Exercise goal: Begin with the first line of the material and copy each line word for word through the line that contains "import React from 'react';"; the pictures are left out.

>> begin

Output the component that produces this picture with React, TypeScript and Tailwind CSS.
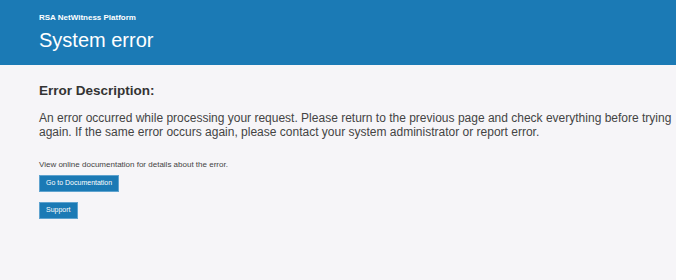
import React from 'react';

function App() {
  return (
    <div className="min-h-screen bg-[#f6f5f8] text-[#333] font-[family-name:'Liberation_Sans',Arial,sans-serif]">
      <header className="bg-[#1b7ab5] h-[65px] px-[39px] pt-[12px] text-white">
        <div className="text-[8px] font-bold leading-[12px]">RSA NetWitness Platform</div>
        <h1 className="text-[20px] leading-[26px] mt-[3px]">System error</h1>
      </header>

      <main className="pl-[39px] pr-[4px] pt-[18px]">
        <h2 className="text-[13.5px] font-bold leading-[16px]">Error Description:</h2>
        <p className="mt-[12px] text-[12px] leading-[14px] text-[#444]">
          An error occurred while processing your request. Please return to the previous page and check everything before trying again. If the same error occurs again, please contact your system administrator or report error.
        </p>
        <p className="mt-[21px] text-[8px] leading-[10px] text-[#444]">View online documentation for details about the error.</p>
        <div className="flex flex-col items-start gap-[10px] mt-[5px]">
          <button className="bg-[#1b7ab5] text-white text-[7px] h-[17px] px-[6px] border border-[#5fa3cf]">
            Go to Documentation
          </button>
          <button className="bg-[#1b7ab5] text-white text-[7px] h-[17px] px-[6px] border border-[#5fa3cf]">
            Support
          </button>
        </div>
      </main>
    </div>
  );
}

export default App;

>> end

Written solution:
Output the component that produces this picture with React, TypeScript and Tailwind CSS.
import React from 'react';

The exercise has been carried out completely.